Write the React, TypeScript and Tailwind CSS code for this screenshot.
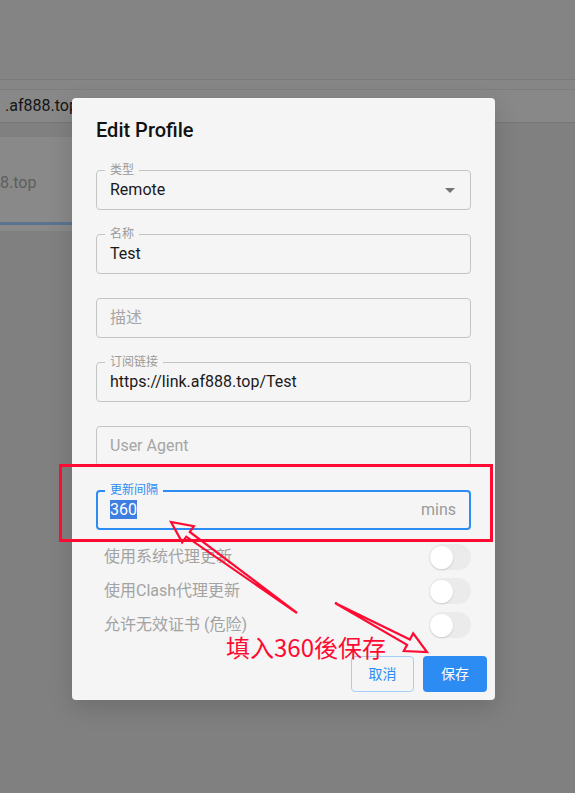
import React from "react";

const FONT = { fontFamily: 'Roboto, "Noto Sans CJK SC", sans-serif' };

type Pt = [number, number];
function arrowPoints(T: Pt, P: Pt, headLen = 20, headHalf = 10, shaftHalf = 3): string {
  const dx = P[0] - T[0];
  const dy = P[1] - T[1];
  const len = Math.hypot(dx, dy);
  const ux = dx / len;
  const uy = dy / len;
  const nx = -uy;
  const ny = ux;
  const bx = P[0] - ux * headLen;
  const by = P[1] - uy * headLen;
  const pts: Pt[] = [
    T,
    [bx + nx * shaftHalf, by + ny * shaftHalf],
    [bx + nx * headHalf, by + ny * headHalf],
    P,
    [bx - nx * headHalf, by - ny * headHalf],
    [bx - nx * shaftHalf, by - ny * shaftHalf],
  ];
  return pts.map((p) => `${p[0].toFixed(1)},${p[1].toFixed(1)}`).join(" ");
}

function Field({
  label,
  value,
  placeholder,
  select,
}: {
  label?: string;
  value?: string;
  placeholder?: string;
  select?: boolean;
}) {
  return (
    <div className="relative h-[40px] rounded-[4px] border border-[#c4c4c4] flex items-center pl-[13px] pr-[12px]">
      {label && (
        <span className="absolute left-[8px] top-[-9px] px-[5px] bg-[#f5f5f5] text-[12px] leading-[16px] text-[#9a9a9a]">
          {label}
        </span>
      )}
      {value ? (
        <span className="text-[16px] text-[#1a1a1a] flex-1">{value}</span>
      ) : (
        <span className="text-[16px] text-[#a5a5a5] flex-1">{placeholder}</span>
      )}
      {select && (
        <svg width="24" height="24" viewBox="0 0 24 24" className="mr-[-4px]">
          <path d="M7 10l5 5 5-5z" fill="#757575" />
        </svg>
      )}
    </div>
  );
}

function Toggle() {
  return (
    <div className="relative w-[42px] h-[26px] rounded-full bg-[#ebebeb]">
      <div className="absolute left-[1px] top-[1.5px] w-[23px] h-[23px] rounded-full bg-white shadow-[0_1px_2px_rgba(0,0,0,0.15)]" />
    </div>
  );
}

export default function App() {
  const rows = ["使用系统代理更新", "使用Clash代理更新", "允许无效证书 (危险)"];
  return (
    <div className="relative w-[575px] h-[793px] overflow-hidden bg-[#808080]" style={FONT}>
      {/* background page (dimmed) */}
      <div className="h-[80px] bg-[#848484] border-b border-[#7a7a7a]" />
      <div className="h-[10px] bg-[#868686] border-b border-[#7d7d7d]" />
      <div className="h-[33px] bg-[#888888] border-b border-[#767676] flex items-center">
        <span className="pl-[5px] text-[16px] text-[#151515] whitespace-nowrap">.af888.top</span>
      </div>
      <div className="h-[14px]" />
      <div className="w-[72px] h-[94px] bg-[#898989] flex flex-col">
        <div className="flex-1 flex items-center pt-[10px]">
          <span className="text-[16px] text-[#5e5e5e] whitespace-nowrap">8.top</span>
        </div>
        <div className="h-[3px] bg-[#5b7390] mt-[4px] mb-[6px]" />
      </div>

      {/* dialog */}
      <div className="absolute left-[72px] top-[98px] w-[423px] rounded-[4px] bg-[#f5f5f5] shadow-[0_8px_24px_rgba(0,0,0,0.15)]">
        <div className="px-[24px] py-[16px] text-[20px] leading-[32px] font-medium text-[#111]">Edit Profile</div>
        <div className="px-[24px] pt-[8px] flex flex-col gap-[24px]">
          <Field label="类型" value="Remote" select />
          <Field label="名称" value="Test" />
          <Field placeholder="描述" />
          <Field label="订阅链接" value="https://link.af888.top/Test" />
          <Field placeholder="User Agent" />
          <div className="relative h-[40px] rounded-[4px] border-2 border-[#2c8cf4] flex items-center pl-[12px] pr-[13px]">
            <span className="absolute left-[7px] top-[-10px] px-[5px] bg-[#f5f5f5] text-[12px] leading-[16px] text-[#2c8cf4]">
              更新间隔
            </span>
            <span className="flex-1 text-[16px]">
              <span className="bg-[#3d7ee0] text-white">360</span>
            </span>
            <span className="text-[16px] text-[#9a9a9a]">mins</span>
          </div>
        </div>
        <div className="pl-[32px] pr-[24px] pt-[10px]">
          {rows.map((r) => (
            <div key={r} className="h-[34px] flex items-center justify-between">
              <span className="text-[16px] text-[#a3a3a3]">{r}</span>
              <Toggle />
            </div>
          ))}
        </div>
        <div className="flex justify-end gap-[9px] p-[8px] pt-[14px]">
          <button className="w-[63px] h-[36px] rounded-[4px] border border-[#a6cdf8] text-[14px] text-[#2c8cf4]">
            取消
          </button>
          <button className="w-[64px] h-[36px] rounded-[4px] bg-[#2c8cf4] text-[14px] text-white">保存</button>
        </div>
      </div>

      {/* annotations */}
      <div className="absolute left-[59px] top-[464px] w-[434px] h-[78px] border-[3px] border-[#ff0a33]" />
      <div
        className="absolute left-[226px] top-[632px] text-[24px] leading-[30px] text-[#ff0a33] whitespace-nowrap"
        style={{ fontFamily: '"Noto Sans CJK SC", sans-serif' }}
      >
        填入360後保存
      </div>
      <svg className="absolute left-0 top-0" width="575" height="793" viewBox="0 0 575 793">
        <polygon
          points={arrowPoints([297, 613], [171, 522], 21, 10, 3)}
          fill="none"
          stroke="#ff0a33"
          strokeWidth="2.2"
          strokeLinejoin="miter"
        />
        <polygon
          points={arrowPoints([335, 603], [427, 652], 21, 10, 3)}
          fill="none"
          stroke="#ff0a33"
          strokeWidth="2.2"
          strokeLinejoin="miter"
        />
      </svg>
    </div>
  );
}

+++

[TO BE DONE]: Output all of the data exactly as it stands, minus any images.

[EXERCISE SOLUTION]:
Write the React, TypeScript and Tailwind CSS code for this screenshot.
import React from "react";

const FONT = { fontFamily: 'Roboto, "Noto Sans CJK SC", sans-serif' };

type Pt = [number, number];
function arrowPoints(T: Pt, P: Pt, headLen = 20, headHalf = 10, shaftHalf = 3): string {
  const dx = P[0] - T[0];
  const dy = P[1] - T[1];
  const len = Math.hypot(dx, dy);
  const ux = dx / len;
  const uy = dy / len;
  const nx = -uy;
  const ny = ux;
  const bx = P[0] - ux * headLen;
  const by = P[1] - uy * headLen;
  const pts: Pt[] = [
    T,
    [bx + nx * shaftHalf, by + ny * shaftHalf],
    [bx + nx * headHalf, by + ny * headHalf],
    P,
    [bx - nx * headHalf, by - ny * headHalf],
    [bx - nx * shaftHalf, by - ny * shaftHalf],
  ];
  return pts.map((p) => `${p[0].toFixed(1)},${p[1].toFixed(1)}`).join(" ");
}

function Field({
  label,
  value,
  placeholder,
  select,
}: {
  label?: string;
  value?: string;
  placeholder?: string;
  select?: boolean;
}) {
  return (
    <div className="relative h-[40px] rounded-[4px] border border-[#c4c4c4] flex items-center pl-[13px] pr-[12px]">
      {label && (
        <span className="absolute left-[8px] top-[-9px] px-[5px] bg-[#f5f5f5] text-[12px] leading-[16px] text-[#9a9a9a]">
          {label}
        </span>
      )}
      {value ? (
        <span className="text-[16px] text-[#1a1a1a] flex-1">{value}</span>
      ) : (
        <span className="text-[16px] text-[#a5a5a5] flex-1">{placeholder}</span>
      )}
      {select && (
        <svg width="24" height="24" viewBox="0 0 24 24" className="mr-[-4px]">
          <path d="M7 10l5 5 5-5z" fill="#757575" />
        </svg>
      )}
    </div>
  );
}

function Toggle() {
  return (
    <div className="relative w-[42px] h-[26px] rounded-full bg-[#ebebeb]">
      <div className="absolute left-[1px] top-[1.5px] w-[23px] h-[23px] rounded-full bg-white shadow-[0_1px_2px_rgba(0,0,0,0.15)]" />
    </div>
  );
}

export default function App() {
  const rows = ["使用系统代理更新", "使用Clash代理更新", "允许无效证书 (危险)"];
  return (
    <div className="relative w-[575px] h-[793px] overflow-hidden bg-[#808080]" style={FONT}>
      {/* background page (dimmed) */}
      <div className="h-[80px] bg-[#848484] border-b border-[#7a7a7a]" />
      <div className="h-[10px] bg-[#868686] border-b border-[#7d7d7d]" />
      <div className="h-[33px] bg-[#888888] border-b border-[#767676] flex items-center">
        <span className="pl-[5px] text-[16px] text-[#151515] whitespace-nowrap">.af888.top</span>
      </div>
      <div className="h-[14px]" />
      <div className="w-[72px] h-[94px] bg-[#898989] flex flex-col">
        <div className="flex-1 flex items-center pt-[10px]">
          <span className="text-[16px] text-[#5e5e5e] whitespace-nowrap">8.top</span>
        </div>
        <div className="h-[3px] bg-[#5b7390] mt-[4px] mb-[6px]" />
      </div>

      {/* dialog */}
      <div className="absolute left-[72px] top-[98px] w-[423px] rounded-[4px] bg-[#f5f5f5] shadow-[0_8px_24px_rgba(0,0,0,0.15)]">
        <div className="px-[24px] py-[16px] text-[20px] leading-[32px] font-medium text-[#111]">Edit Profile</div>
        <div className="px-[24px] pt-[8px] flex flex-col gap-[24px]">
          <Field label="类型" value="Remote" select />
          <Field label="名称" value="Test" />
          <Field placeholder="描述" />
          <Field label="订阅链接" value="https://link.af888.top/Test" />
          <Field placeholder="User Agent" />
          <div className="relative h-[40px] rounded-[4px] border-2 border-[#2c8cf4] flex items-center pl-[12px] pr-[13px]">
            <span className="absolute left-[7px] top-[-10px] px-[5px] bg-[#f5f5f5] text-[12px] leading-[16px] text-[#2c8cf4]">
              更新间隔
            </span>
            <span className="flex-1 text-[16px]">
              <span className="bg-[#3d7ee0] text-white">360</span>
            </span>
            <span className="text-[16px] text-[#9a9a9a]">mins</span>
          </div>
        </div>
        <div className="pl-[32px] pr-[24px] pt-[10px]">
          {rows.map((r) => (
            <div key={r} className="h-[34px] flex items-center justify-between">
              <span className="text-[16px] text-[#a3a3a3]">{r}</span>
              <Toggle />
            </div>
          ))}
        </div>
        <div className="flex justify-end gap-[9px] p-[8px] pt-[14px]">
          <button className="w-[63px] h-[36px] rounded-[4px] border border-[#a6cdf8] text-[14px] text-[#2c8cf4]">
            取消
          </button>
          <button className="w-[64px] h-[36px] rounded-[4px] bg-[#2c8cf4] text-[14px] text-white">保存</button>
        </div>
      </div>

      {/* annotations */}
      <div className="absolute left-[59px] top-[464px] w-[434px] h-[78px] border-[3px] border-[#ff0a33]" />
      <div
        className="absolute left-[226px] top-[632px] text-[24px] leading-[30px] text-[#ff0a33] whitespace-nowrap"
        style={{ fontFamily: '"Noto Sans CJK SC", sans-serif' }}
      >
        填入360後保存
      </div>
      <svg className="absolute left-0 top-0" width="575" height="793" viewBox="0 0 575 793">
        <polygon
          points={arrowPoints([297, 613], [171, 522], 21, 10, 3)}
          fill="none"
          stroke="#ff0a33"
          strokeWidth="2.2"
          strokeLinejoin="miter"
        />
        <polygon
          points={arrowPoints([335, 603], [427, 652], 21, 10, 3)}
          fill="none"
          stroke="#ff0a33"
          strokeWidth="2.2"
          strokeLinejoin="miter"
        />
      </svg>
    </div>
  );
}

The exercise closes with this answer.